Exponential distribution word problem

[salma17]

The Information Systems Audit and Control Association surveyed office workers to learn about the anticipated usage of office computers for holiday shopping. Assume that the number of hours a worker spends doing holiday shopping on an office computer follows an exponential distribution.

a) The study reported that there is a .53 probability that a worker uses the office computer for holiday shopping 5 hours or less. Is the mean time spent using an office computer for holiday shopping closest to 5.8,6.2,6.6, or 7 hours?

b) Using the mean time from part a), what's the probability that a worker uses the office computer for holiday shopping more than 10 hours?

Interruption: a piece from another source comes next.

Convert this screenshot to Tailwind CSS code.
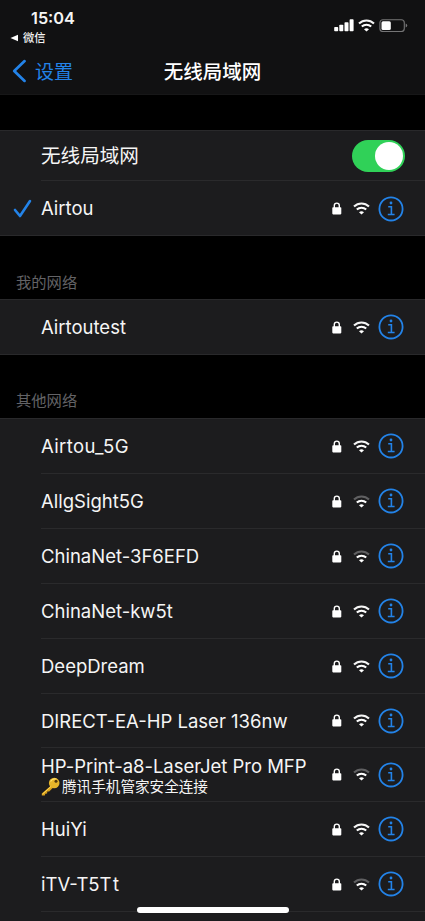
<!DOCTYPE html>
<html lang="zh-CN">
<head>
<meta charset="utf-8">
<meta name="viewport" content="width=device-width, initial-scale=1">
<title>无线局域网</title>
<script src="https://cdn.jsdelivr.net/npm/@tailwindcss/browser@4"></script>
</head>
<body class="bg-black">
<svg class="hidden">
  <symbol id="lock" viewBox="0 0 10 13"><path d="M2.3 6V3.6a2.5 2.5 0 0 1 5 0V6" fill="none" stroke="#fff" stroke-width="1.4"/><rect x=".3" y="5.2" width="9" height="7.2" rx=".8" fill="#fff"/></symbol>
  <symbol id="arc-outer" viewBox="0 0 17 13"><path d="M1 4.5C5.2 .4 11.8 .4 16 4.5" fill="none" stroke="currentColor" stroke-width="2.1"/></symbol>
  <symbol id="arc-inner" viewBox="0 0 17 13"><path d="M3.8 7.6C6.5 5.1 10.5 5.1 13.2 7.6" fill="none" stroke="#fff" stroke-width="2.1"/><path d="M8.5 12.6 6 10.2Q8.5 8.2 11 10.2Z" fill="#fff"/></symbol>
  <symbol id="wifi" viewBox="0 0 17 13"><use href="#arc-outer" width="17" height="13"/><use href="#arc-inner" width="17" height="13"/></symbol>
  <symbol id="info" viewBox="0 0 26 26"><g fill="none" stroke="#2383e8" stroke-width="1.8"><circle cx="13" cy="12.9" r="11.6"/><path d="M10.2 10.7h3.2v7.6M9.8 18.5h6.8" stroke-width="1.6"/></g><circle cx="13" cy="7" r="1.4" fill="#2383e8"/></symbol>
</svg>
<div class="w-[425px] h-[921px] relative overflow-hidden bg-black text-[#f5f5f5] font-['Inter','Noto_Sans_CJK_SC',sans-serif]">
  <header class="h-[95px] bg-[#111112] border-b border-[#171718]">
    <div class="flex justify-between h-[46px]">
      <div class="pl-[10px] pt-[9px]">
        <div class="pl-[21px] text-[16.3px] leading-[19px] font-semibold">15:04</div>
        <div class="flex items-center mt-[2px] gap-[5px] h-[16px] text-[11.3px] leading-[16px] font-medium"><svg class="w-[8px] h-[8px]" viewBox="0 0 8 8"><path d="M.5 4 8 .7v6.6z" fill="#fff"/></svg>微信</div>
      </div>
      <div class="flex items-start pt-[19px] pr-[17px]">
        <svg class="w-[20px] h-[13px]" viewBox="0 0 20 13" fill="#fff"><rect x=".2" y="8" width="4" height="4.3" rx=".8"/><rect x="5.3" y="5.8" width="4" height="6.5" rx=".8"/><rect x="10.5" y="3.3" width="4" height="9" rx=".8"/><rect x="15.6" y=".3" width="4" height="12" rx=".8"/></svg>
        <svg class="w-[17px] h-[13px] ml-[4px]"><use href="#wifi"/></svg>
        <svg class="w-[29px] h-[13px] ml-[4px]" viewBox="0 0 29 13"><rect x=".9" y=".7" width="24.4" height="11.8" rx="3" fill="none" stroke="#757576" stroke-width="1.1"/><rect x="2.5" y="2.2" width="9.3" height="8.8" rx="1.5" fill="#fff"/><path d="M26.7 4.6q1.5.5 1.5 2t-1.5 2z" fill="#757576"/></svg>
      </div>
    </div>
    <div class="grid grid-cols-[1fr_auto_1fr] items-center h-[50px]">
      <div class="flex items-center pl-[12px] gap-[8px] text-[#2383e8] text-[19px] leading-[28px]"><svg class="w-[15px] h-[24px]" viewBox="0 0 15 24"><path d="M12.6 2.1 2.2 12l10.4 9.9" fill="none" stroke="currentColor" stroke-width="2.7" stroke-linecap="round" stroke-linejoin="round"/></svg><span class="pt-[3px]">设置</span></div>
      <h1 class="pt-[2px] text-[19.5px] leading-[28px] font-medium text-white">无线局域网</h1>
      <div></div>
    </div>
  </header>

  <section class="mt-[35px] bg-[#1c1c1e] border-y border-[#29292b] h-[106px] text-[18.5px]">
    <div class="flex items-center justify-between h-[50px] ml-[41px] pr-[20px] border-b border-[#2a2a2c] text-[19.6px]"><span class="pt-[3px]">无线局域网</span>
      <div class="w-[53px] h-[32px] rounded-full bg-[#30d158] flex items-center justify-end pr-[2px]"><div class="w-[28px] h-[28px] rounded-full bg-white"></div></div>
    </div>
    <div class="flex items-center h-[55px] pl-[13px] pr-[21px]"><svg class="w-[19px] h-[20px] mr-[9px]" viewBox="0 0 19 20"><path d="m2 11 5 6L17 2" fill="none" stroke="#2383e8" stroke-width="2.6" stroke-linecap="round" stroke-linejoin="round"/></svg><span class="grow pt-[1px]">Airtou</span><svg class="w-[10px] h-[13px]"><use href="#lock"/></svg><svg class="w-[17px] h-[13px] ml-[11px] mr-[8px]"><use href="#wifi"/></svg><svg class="w-[26px] h-[26px]"><use href="#info"/></svg></div>
  </section>

  <h2 class="h-[63px] pt-[35px] pl-[16px] text-[15.3px] leading-[24px] text-[#636366]">我的网络</h2>
  <section class="h-[56px] bg-[#1c1c1e] border-y border-[#29292b] text-[18.5px]">
    <div class="flex items-center h-[54px] pl-[41px] pr-[21px]"><span class="grow pt-[2px]">Airtoutest</span><svg class="w-[10px] h-[13px]"><use href="#lock"/></svg><svg class="w-[17px] h-[13px] ml-[11px] mr-[8px]"><use href="#wifi"/></svg><svg class="w-[26px] h-[26px]"><use href="#info"/></svg></div>
  </section>

  <h2 class="h-[63px] pt-[34px] pl-[16px] text-[15.3px] leading-[24px] text-[#636366]">其他网络</h2>
  <section class="h-[504px] bg-[#1c1c1e] border-t border-[#29292b] pl-[41px] text-[18.5px]">
    <div class="flex items-center h-[55px] pr-[21px] border-b border-[#2a2a2c]"><span class="grow pt-[2px] tracking-[.37px]">Airtou_5G</span><svg class="w-[10px] h-[13px]"><use href="#lock"/></svg><svg class="w-[17px] h-[13px] ml-[11px] mr-[8px]"><use href="#wifi"/></svg><svg class="w-[26px] h-[26px]"><use href="#info"/></svg></div>
    <div class="flex items-center h-[55px] pr-[21px] border-b border-[#2a2a2c]"><span class="grow pt-[2px]">AllgSight5G</span><svg class="w-[10px] h-[13px]"><use href="#lock"/></svg><svg class="w-[17px] h-[13px] ml-[11px] mr-[8px] text-[#606062]"><use href="#wifi"/></svg><svg class="w-[26px] h-[26px]"><use href="#info"/></svg></div>
    <div class="flex items-center h-[55px] pr-[21px] border-b border-[#2a2a2c]"><span class="grow pt-[2px]">ChinaNet-3F6EFD</span><svg class="w-[10px] h-[13px]"><use href="#lock"/></svg><svg class="w-[17px] h-[13px] ml-[11px] mr-[8px] text-[#606062]"><use href="#wifi"/></svg><svg class="w-[26px] h-[26px]"><use href="#info"/></svg></div>
    <div class="flex items-center h-[55px] pr-[21px] border-b border-[#2a2a2c]"><span class="grow pt-[2px]">ChinaNet-kw5t</span><svg class="w-[10px] h-[13px]"><use href="#lock"/></svg><svg class="w-[17px] h-[13px] ml-[11px] mr-[8px]"><use href="#wifi"/></svg><svg class="w-[26px] h-[26px]"><use href="#info"/></svg></div>
    <div class="flex items-center h-[55px] pr-[21px] border-b border-[#2a2a2c]"><span class="grow pt-[2px]">DeepDream</span><svg class="w-[10px] h-[13px]"><use href="#lock"/></svg><svg class="w-[17px] h-[13px] ml-[11px] mr-[8px]"><use href="#wifi"/></svg><svg class="w-[26px] h-[26px]"><use href="#info"/></svg></div>
    <div class="flex items-center h-[54px] pr-[21px] border-b border-[#2a2a2c]"><span class="grow pt-[2px]">DIRECT-EA-HP Laser 136nw</span><svg class="w-[10px] h-[13px]"><use href="#lock"/></svg><svg class="w-[17px] h-[13px] ml-[11px] mr-[8px]"><use href="#wifi"/></svg><svg class="w-[26px] h-[26px]"><use href="#info"/></svg></div>
    <div class="flex items-center h-[54px] pr-[21px] border-b border-[#2a2a2c]">
      <div class="grow pt-[2px]"><div class="leading-[22px] tracking-[-.03px]">HP-Print-a8-LaserJet Pro MFP</div>
        <div class="flex items-center text-[14.6px] leading-[20px] whitespace-nowrap"><svg class="w-[20px] h-[19px] mr-px shrink-0" viewBox="0 0 20 19"><path d="m10 8.5-9.2 8v2h3l.5-1.8 1.8-.2.2-1.9 1.9-.2 4-4z" fill="#d9a01c"/><circle cx="13.2" cy="6" r="5.3" fill="#e6b52a"/><path d="M9.5 4.5q2-3.5 6-2.5" fill="none" stroke="#ffe26a" stroke-width="1.2"/><path d="m10 9.5-8.5 7.6" stroke="#ffda57" stroke-width="1"/><circle cx="15" cy="4.3" r="1.5" fill="#51370b"/></svg>腾讯手机管家安全连接</div></div>
      <svg class="w-[10px] h-[13px]"><use href="#lock"/></svg><svg class="w-[17px] h-[13px] ml-[11px] mr-[8px] text-[#606062]"><use href="#wifi"/></svg><svg class="w-[26px] h-[26px]"><use href="#info"/></svg></div>
    <div class="flex items-center h-[55px] pr-[21px] border-b border-[#2a2a2c]"><span class="grow pt-[2px]">HuiYi</span><svg class="w-[10px] h-[13px]"><use href="#lock"/></svg><svg class="w-[17px] h-[13px] ml-[11px] mr-[8px]"><use href="#wifi"/></svg><svg class="w-[26px] h-[26px]"><use href="#info"/></svg></div>
    <div class="flex items-center h-[55px] pr-[21px] border-b border-[#2a2a2c]"><span class="grow pt-[2px]">iTV-T5T<span class="pl-[1.5px]">t</span></span><svg class="w-[10px] h-[13px]"><use href="#lock"/></svg><svg class="w-[17px] h-[13px] ml-[11px] mr-[8px] text-[#606062]"><use href="#wifi"/></svg><svg class="w-[26px] h-[26px]"><use href="#info"/></svg></div>
  </section>
  <div class="absolute left-[136.5px] top-[907px] w-[152px] h-[6px] rounded-full bg-white"></div>
</div>
</body>
</html>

c) What is the probability that a worker uses the office computer fr holiday shopping between 4 and 8 hours?

I just don't know how to calculate the mean. Once i get that I'll be able to do parts b) and c). Any help with part a) will be very helpful.thanks!

 

[Simon Bridge]

Do you know the general form of the exponential distribution?

 

[salma17]

f(x)= 1/a (e)^ -x/a
where a is the mean?

 

[Simon Bridge]

Good. In terms of time, you may prefer: $$p(t)=\frac{1}{\tau}e^{t/\tau}$$... where $\tau$ is the mean.

Can you turn that into an expression for the probability that the time is less than some specified value T : $$p(t<T)=\cdots$$